DocDigitizer is a document processing and data extraction service, not a document or data storage service. Documents and captured data will be automatically removed within 48 hours after data extraction.

You can read more about this in our terms and conditions.

What types of document does DocDigitizer support?

All. DocDigitizer can extract data from any human-readable content, independent of layout, domain, type, do you can use DocDigitizer to process any document, email, or photo.

For DocDigitizer to successfully capture data from any document, two conditions apply:

  • Content must be in Latin characters,
  • An Entity Schema must be defined and added to your DocDigitizer License.

Is DocDigitizer able to detect duplicated documents?

No. For privacy and data security reasons, DocDigitizer does not store any document data or documents files, so we don't keep any data historical on our end apart from transaction anonymized information (for logging purposes). Therefore, it's not possible to compare information between documents or detect duplicates using DocDigitizer's API.

We suggest our customers implement the duplication analysis on their end by both comparing the returned entity schema content with their historical records (to detect content duplicates) or use the document MD5 hash (to detected files duplicates).

How does DocDigitizer ensures 100% accuracy?

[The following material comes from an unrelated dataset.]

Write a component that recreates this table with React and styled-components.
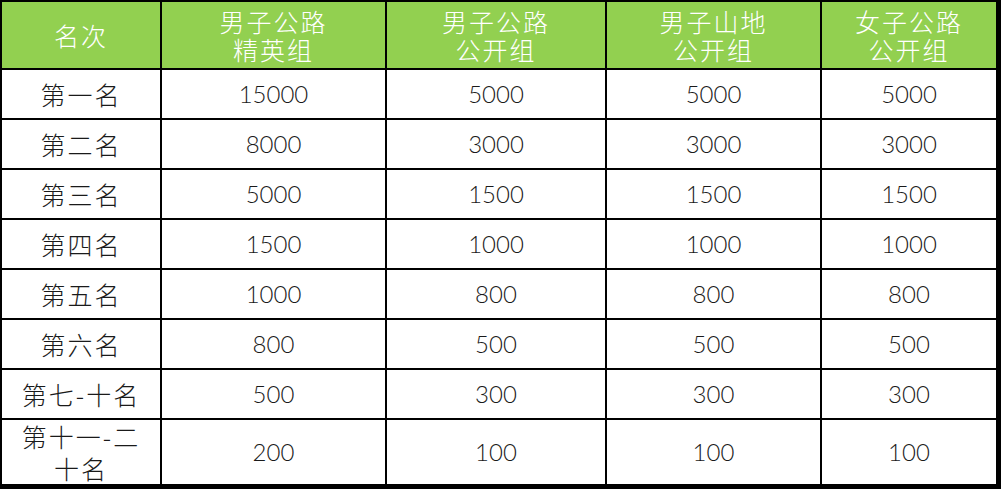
import React from "react";
import styled, { createGlobalStyle } from "styled-components";

const GlobalStyle = createGlobalStyle`
  html, body {
    margin: 0;
    padding: 0;
    background: #ffffff;
  }
`;

const Table = styled.div`
  display: grid;
  grid-template-columns: 158px 223px 218px 213px 174px;
  grid-template-rows: 66px repeat(7, 48px) 64px;
  gap: 2px;
  padding: 2px 5px 5px 2px;
  width: 1001px;
  height: 489px;
  box-sizing: border-box;
  background: #000000;
`;

const HeadCell = styled.div`
  display: flex;
  flex-direction: column;
  align-items: center;
  justify-content: center;
  background: #92d050;
  color: #ffffff;
  font-family: "Noto Sans CJK SC", "Noto Sans", sans-serif;
  font-weight: 300;
  font-size: 25px;
  line-height: 28px;
  letter-spacing: 2px;
  text-align: center;
`;

const Cell = styled.div`
  display: flex;
  align-items: center;
  justify-content: center;
  background: #ffffff;
  color: #1a1a1a;
  text-align: center;
  font-family: ${(p) =>
    p.$cjk
      ? `"Noto Sans CJK SC", "Noto Sans", sans-serif`
      : `Lato, "Noto Sans", sans-serif`};
  font-weight: 300;
  font-size: ${(p) => (p.$cjk ? "25px" : "24px")};
  line-height: ${(p) => (p.$cjk ? "32px" : "28px")};
  letter-spacing: ${(p) => (p.$cjk ? "2px" : "0")};
`;

const headers = [
  ["名次"],
  ["男子公路", "精英组"],
  ["男子公路", "公开组"],
  ["男子山地", "公开组"],
  ["女子公路", "公开组"],
];

const rows = [
  [["第一名"], "15000", "5000", "5000", "5000"],
  [["第二名"], "8000", "3000", "3000", "3000"],
  [["第三名"], "5000", "1500", "1500", "1500"],
  [["第四名"], "1500", "1000", "1000", "1000"],
  [["第五名"], "1000", "800", "800", "800"],
  [["第六名"], "800", "500", "500", "500"],
  [["第七-十名"], "500", "300", "300", "300"],
  [["第十一-二", "十名"], "200", "100", "100", "100"],
];

const Lines = ({ lines }) =>
  lines.map((l, i) => (
    <React.Fragment key={i}>
      {i > 0 && <br />}
      {l}
    </React.Fragment>
  ));

const App = () => {
  return (
    <>
      <GlobalStyle />
      <Table>
        {headers.map((h, i) => (
          <HeadCell key={i}>
            {h.map((line, j) => (
              <span key={j}>{line}</span>
            ))}
          </HeadCell>
        ))}
        {rows.map((row, r) =>
          row.map((v, c) =>
            c === 0 ? (
              <Cell key={`${r}-${c}`} $cjk>
                <span>
                  <Lines lines={v} />
                </span>
              </Cell>
            ) : (
              <Cell key={`${r}-${c}`}>{v}</Cell>
            )
          )
        )}
      </Table>
    </>
  );
};

export default App;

Unlike traditional data capture solutions, DocDigitizer not only offers state of the art machine data extraction but bundles it with an expertly design human in the loop process, where DocDigitizer data validation team act as a quality firewall ensuring (near) 100% accuracy in any layout, language, format or domain (for more details please check our Terms of Service).
By harnessing the power of AI working in harmony with a built-in human-in-the-loop we unburden our customers from the data validation process and enable that the data outputted by DocDigitizer may be directly streamlined to a software without any human validation on the customer-end.